A self-employed person is someone who runs their own business and
works for themselves without an employer. Directors of small
limited companies, although technically employed on a PAYE basis,
will generally be classed as self employed when it comes to
applying for a mortgage or remortgage.

If you are self-employed, work on a contract basis, or have an
income that is irregular or comes from multiple sources, it will
generally be harder for you to get a mortgage than it is for
someone who is an employee and can easily prove their income.

With over three million self-employed individuals in the UK, the
attitude of many mortgage lenders towards the self-employed
population is a problem that can affect a large number of people,
even though many self-employed people often earn more than a lot
of salaried workers.

The problem stems from the fact that the majority of mainstream
mortgage lenders require proof of income when assessing a
mortgage or remortgage application. Employed people can use their
payslips and P60 as proof of salary, but there is no such
straightforward equivalent if you are self-employed.

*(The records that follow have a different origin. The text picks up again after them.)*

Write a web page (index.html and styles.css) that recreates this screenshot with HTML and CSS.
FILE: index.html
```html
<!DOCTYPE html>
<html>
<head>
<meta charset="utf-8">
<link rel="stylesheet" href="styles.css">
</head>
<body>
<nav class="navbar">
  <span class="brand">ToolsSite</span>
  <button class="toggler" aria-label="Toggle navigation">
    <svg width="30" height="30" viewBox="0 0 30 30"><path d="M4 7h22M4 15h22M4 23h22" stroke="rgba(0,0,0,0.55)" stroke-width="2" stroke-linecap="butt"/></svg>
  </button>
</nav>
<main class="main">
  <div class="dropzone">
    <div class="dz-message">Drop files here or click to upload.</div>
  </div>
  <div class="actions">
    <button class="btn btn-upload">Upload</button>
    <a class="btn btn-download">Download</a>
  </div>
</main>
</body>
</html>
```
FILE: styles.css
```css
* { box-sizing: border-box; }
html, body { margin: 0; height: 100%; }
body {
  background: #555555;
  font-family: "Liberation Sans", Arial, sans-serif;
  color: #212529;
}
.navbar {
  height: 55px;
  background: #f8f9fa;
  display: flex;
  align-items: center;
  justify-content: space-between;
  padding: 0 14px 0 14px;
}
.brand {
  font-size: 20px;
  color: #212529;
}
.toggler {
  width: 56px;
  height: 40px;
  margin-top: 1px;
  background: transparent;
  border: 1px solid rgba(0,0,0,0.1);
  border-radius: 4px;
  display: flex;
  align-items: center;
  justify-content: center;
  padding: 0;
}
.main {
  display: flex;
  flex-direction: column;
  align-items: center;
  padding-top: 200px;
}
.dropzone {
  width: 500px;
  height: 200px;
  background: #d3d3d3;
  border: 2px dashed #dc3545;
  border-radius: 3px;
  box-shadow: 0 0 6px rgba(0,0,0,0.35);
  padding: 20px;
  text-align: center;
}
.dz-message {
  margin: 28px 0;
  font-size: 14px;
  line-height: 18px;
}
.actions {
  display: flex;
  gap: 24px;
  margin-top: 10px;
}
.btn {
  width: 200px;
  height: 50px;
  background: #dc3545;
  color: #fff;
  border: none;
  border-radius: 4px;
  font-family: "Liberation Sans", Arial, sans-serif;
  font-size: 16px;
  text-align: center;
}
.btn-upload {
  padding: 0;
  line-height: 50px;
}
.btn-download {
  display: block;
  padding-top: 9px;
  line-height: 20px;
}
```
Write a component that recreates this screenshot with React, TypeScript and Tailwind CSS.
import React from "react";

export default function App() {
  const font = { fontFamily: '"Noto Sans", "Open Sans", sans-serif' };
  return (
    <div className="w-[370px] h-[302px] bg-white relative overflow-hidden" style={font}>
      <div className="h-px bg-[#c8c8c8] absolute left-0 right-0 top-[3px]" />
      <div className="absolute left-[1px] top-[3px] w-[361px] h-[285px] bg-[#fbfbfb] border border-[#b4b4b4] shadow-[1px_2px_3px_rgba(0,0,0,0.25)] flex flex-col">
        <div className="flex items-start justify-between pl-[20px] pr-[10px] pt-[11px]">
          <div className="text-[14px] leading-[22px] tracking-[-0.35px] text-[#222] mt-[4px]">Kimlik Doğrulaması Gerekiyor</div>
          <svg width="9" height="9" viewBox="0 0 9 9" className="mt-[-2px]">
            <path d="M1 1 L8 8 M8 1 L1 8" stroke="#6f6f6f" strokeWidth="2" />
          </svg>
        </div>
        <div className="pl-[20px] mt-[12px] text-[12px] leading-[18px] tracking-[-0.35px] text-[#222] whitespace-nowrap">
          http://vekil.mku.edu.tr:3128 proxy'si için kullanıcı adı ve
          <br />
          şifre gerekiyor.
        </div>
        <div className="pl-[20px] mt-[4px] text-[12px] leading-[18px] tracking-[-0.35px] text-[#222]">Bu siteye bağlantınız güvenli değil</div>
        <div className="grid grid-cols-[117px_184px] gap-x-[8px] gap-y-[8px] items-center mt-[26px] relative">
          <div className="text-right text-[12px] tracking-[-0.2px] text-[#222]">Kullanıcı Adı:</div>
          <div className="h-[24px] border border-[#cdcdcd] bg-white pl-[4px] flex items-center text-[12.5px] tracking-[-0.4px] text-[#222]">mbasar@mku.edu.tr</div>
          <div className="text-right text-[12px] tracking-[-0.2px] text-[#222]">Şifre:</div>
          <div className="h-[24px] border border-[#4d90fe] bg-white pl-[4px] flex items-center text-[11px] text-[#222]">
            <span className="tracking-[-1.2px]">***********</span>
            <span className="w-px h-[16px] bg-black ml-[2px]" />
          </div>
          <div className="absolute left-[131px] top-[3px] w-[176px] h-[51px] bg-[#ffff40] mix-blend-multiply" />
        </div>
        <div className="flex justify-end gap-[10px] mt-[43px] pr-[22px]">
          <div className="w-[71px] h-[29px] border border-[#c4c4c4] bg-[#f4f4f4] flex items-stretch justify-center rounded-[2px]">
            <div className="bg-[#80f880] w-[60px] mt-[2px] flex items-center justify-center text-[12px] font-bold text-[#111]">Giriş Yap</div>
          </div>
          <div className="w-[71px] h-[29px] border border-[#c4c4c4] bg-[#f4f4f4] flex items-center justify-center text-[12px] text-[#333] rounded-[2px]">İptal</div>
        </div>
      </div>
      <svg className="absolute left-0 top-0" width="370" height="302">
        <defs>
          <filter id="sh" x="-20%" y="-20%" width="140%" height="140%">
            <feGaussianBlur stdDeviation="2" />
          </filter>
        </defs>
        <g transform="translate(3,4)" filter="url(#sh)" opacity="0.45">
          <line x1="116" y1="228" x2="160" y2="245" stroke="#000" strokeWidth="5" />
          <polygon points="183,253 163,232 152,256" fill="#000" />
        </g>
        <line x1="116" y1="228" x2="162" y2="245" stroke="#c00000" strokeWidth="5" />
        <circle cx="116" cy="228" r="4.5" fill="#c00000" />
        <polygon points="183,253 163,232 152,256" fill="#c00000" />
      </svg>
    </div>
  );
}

In place of payslips, self-employed workers may be asked to
provide audited accounts that show their income over the last
three years. However, in many cases, these accounts will not give
an accurate reflection of how much money a self-employed person
is making. This is because if the accountant who prepared the
accounts is doing his job properly, he will have offset as many
allowable expenses as possible against tax. This has the effect
of reducing the self-employed person's net profit, upon which the
lender will base the size of mortgage or remortgage they are
prepared to offer.

The situation is even worse for the newly self-employed, as they
may not yet have been trading long enough to have had three
years' worth of accounts prepared.

This is where mortgage lenders who specialise in
self-certification mortgages and self-employed mortgages come
into their own. These types of lenders appreciate the different
and complex working patterns of the self-employed, contract
workers, and people whose jobs are seasonal. They are prepared to
look at each case individually and assess each mortgage
application on its own merits, rather than just applying a series
of one-size-fits-all income tests. In many cases,
self-certification means that you do not need to supply any proof
of income - you just declare what your income is without having
to provide any supporting documentation.

In addition, specialist self-employed and self-certification
lenders are more likely to offer flexible mortgage products that
allow overpayments and underpayments. This is ideal for people
whose income can fluctuate throughout the year, as it means you
can overpay when times are good and underpay if you're business
is going through a quiet period.

If you want more information on self-certification mortgages for
self-employed people, please visit Clean Slate Mortgages.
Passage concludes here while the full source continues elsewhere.